◆ PROMPT:
Repeat the material below word for word and leave out all pictures.
--- BEGIN DATA SEGMENT ---
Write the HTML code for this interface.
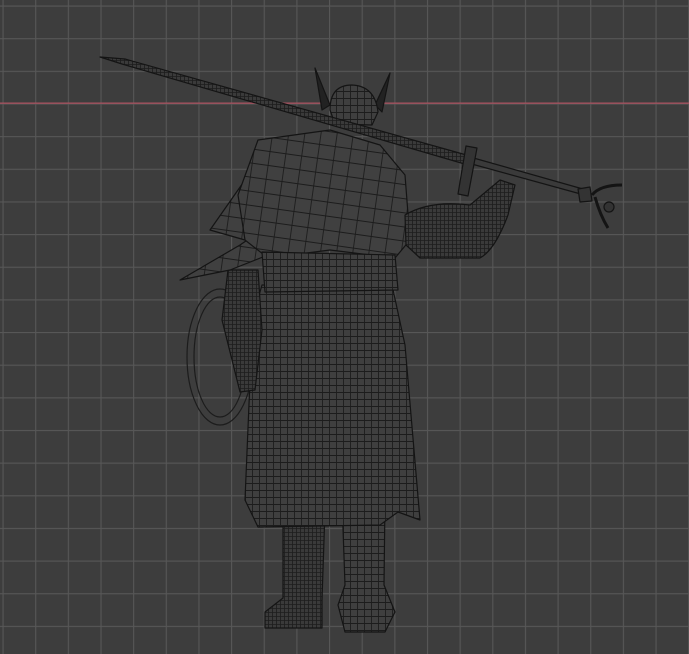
<!DOCTYPE html>
<html><head><meta charset="utf-8"><style>
html,body{margin:0;padding:0;background:#3d3d3d;width:689px;height:654px;overflow:hidden}
svg{display:block}
</style></head><body>
<svg width="689" height="654" viewBox="0 0 689 654" xmlns="http://www.w3.org/2000/svg">
<defs>
<pattern id="g" x="2.5" y="5.5" width="32.65" height="32.65" patternUnits="userSpaceOnUse">
<path d="M0.5 0V32.65M0 0.5H32.65" stroke="#575757" stroke-width="1.2" fill="none"/>
</pattern>
<pattern id="m" width="7" height="7" patternUnits="userSpaceOnUse">
<rect width="7" height="7" fill="#3f3f3f"/>
<path d="M0.5 0V7M0 0.5H7" stroke="#1c1c1c" stroke-width="0.9" fill="none"/>
</pattern>
<pattern id="mf" width="4" height="4" patternUnits="userSpaceOnUse">
<rect width="4" height="4" fill="#3a3a3a"/>
<path d="M0.5 0V4M0 0.5H4" stroke="#1c1c1c" stroke-width="0.8" fill="none"/>
</pattern>
<pattern id="mc" width="16" height="14" patternUnits="userSpaceOnUse" patternTransform="rotate(8)">
<rect width="16" height="14" fill="#404040"/>
<path d="M0.5 0V14M0 0.5H16" stroke="#1c1c1c" stroke-width="0.9" fill="none"/>
</pattern>
</defs>
<rect width="689" height="654" fill="#3d3d3d"/>
<rect width="689" height="654" fill="url(#g)"/>
<rect x="0" y="102.5" width="689" height="1.3" fill="#a8515f"/>
<g stroke="#141414" stroke-width="1.2" stroke-linejoin="round">
<ellipse cx="220" cy="357" rx="33" ry="68" fill="none" stroke="#1c1c1c" stroke-width="1.2"/>
<ellipse cx="220" cy="357" rx="26" ry="60" fill="none" stroke="#1c1c1c" stroke-width="1.2"/>
<path d="M315 68 L330 105 L322 110 Z" fill="#222"/>
<path d="M390 73 L375 105 L382 112 Z" fill="#222"/>
<path d="M330 110 Q330 85 352 85 Q375 86 378 112 L372 125 L335 124 Z" fill="url(#m)"/>
<path d="M283 510 L325 510 L322 600 L322 628 L265 628 L265 612 L283 598 Z" fill="url(#mf)"/>
<path d="M342 500 L385 500 L384 585 L395 612 L385 632 L345 632 L338 605 L345 585 Z" fill="url(#m)"/>
<path d="M262 285 L392 285 L405 345 L420 520 L398 512 L380 525 L258 527 L245 500 L250 380 L252 320 Z" fill="url(#m)"/>
<path d="M228 270 L258 270 L262 330 L255 390 L240 392 L232 360 L222 320 Z" fill="url(#mf)"/>
<path d="M180 280 L240 245 L262 230 L268 255 L230 270 Z" fill="url(#mc)"/>
<path d="M210 230 L245 180 L258 200 L245 240 Z" fill="url(#mc)"/>
<path d="M258 140 L330 130 L380 145 L405 175 L410 240 L395 258 L330 250 L268 258 L245 240 L238 195 Z" fill="url(#mc)"/>
<path d="M262 252 L395 255 L398 290 L265 292 Z" fill="url(#m)"/>
<path d="M405 215 Q430 200 470 205 L500 180 L515 185 L508 215 Q495 250 480 258 L420 258 L406 245 Z" fill="url(#mf)"/>
<path d="M100 57 L125 59 L470 156 L468 165 L122 64 Z" fill="url(#mf)"/>
<path d="M470 157 L590 191 L588 196 L468 163 Z" fill="#3a3a3a"/>
<path d="M466 146 L477 148 L468 196 L458 194 Z" fill="#333"/>
<path d="M578 189 L590 187 L592 201 L580 202 Z" fill="#333"/>
<path d="M592 195 Q600 185 622 185 M595 197 Q600 215 608 228" fill="none" stroke-width="3"/>
<circle cx="609" cy="207" r="5" fill="#333"/>
</g>
</svg>
</body></html>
--- END DATA SEGMENT ---
◆ SOLVED EXERCISE:
Write the HTML code for this interface.
<!DOCTYPE html>
<html><head><meta charset="utf-8"><style>
html,body{margin:0;padding:0;background:#3d3d3d;width:689px;height:654px;overflow:hidden}
svg{display:block}
</style></head><body>
<svg width="689" height="654" viewBox="0 0 689 654" xmlns="http://www.w3.org/2000/svg">
<defs>
<pattern id="g" x="2.5" y="5.5" width="32.65" height="32.65" patternUnits="userSpaceOnUse">
<path d="M0.5 0V32.65M0 0.5H32.65" stroke="#575757" stroke-width="1.2" fill="none"/>
</pattern>
<pattern id="m" width="7" height="7" patternUnits="userSpaceOnUse">
<rect width="7" height="7" fill="#3f3f3f"/>
<path d="M0.5 0V7M0 0.5H7" stroke="#1c1c1c" stroke-width="0.9" fill="none"/>
</pattern>
<pattern id="mf" width="4" height="4" patternUnits="userSpaceOnUse">
<rect width="4" height="4" fill="#3a3a3a"/>
<path d="M0.5 0V4M0 0.5H4" stroke="#1c1c1c" stroke-width="0.8" fill="none"/>
</pattern>
<pattern id="mc" width="16" height="14" patternUnits="userSpaceOnUse" patternTransform="rotate(8)">
<rect width="16" height="14" fill="#404040"/>
<path d="M0.5 0V14M0 0.5H16" stroke="#1c1c1c" stroke-width="0.9" fill="none"/>
</pattern>
</defs>
<rect width="689" height="654" fill="#3d3d3d"/>
<rect width="689" height="654" fill="url(#g)"/>
<rect x="0" y="102.5" width="689" height="1.3" fill="#a8515f"/>
<g stroke="#141414" stroke-width="1.2" stroke-linejoin="round">
<ellipse cx="220" cy="357" rx="33" ry="68" fill="none" stroke="#1c1c1c" stroke-width="1.2"/>
<ellipse cx="220" cy="357" rx="26" ry="60" fill="none" stroke="#1c1c1c" stroke-width="1.2"/>
<path d="M315 68 L330 105 L322 110 Z" fill="#222"/>
<path d="M390 73 L375 105 L382 112 Z" fill="#222"/>
<path d="M330 110 Q330 85 352 85 Q375 86 378 112 L372 125 L335 124 Z" fill="url(#m)"/>
<path d="M283 510 L325 510 L322 600 L322 628 L265 628 L265 612 L283 598 Z" fill="url(#mf)"/>
<path d="M342 500 L385 500 L384 585 L395 612 L385 632 L345 632 L338 605 L345 585 Z" fill="url(#m)"/>
<path d="M262 285 L392 285 L405 345 L420 520 L398 512 L380 525 L258 527 L245 500 L250 380 L252 320 Z" fill="url(#m)"/>
<path d="M228 270 L258 270 L262 330 L255 390 L240 392 L232 360 L222 320 Z" fill="url(#mf)"/>
<path d="M180 280 L240 245 L262 230 L268 255 L230 270 Z" fill="url(#mc)"/>
<path d="M210 230 L245 180 L258 200 L245 240 Z" fill="url(#mc)"/>
<path d="M258 140 L330 130 L380 145 L405 175 L410 240 L395 258 L330 250 L268 258 L245 240 L238 195 Z" fill="url(#mc)"/>
<path d="M262 252 L395 255 L398 290 L265 292 Z" fill="url(#m)"/>
<path d="M405 215 Q430 200 470 205 L500 180 L515 185 L508 215 Q495 250 480 258 L420 258 L406 245 Z" fill="url(#mf)"/>
<path d="M100 57 L125 59 L470 156 L468 165 L122 64 Z" fill="url(#mf)"/>
<path d="M470 157 L590 191 L588 196 L468 163 Z" fill="#3a3a3a"/>
<path d="M466 146 L477 148 L468 196 L458 194 Z" fill="#333"/>
<path d="M578 189 L590 187 L592 201 L580 202 Z" fill="#333"/>
<path d="M592 195 Q600 185 622 185 M595 197 Q600 215 608 228" fill="none" stroke-width="3"/>
<circle cx="609" cy="207" r="5" fill="#333"/>
</g>
</svg>
</body></html>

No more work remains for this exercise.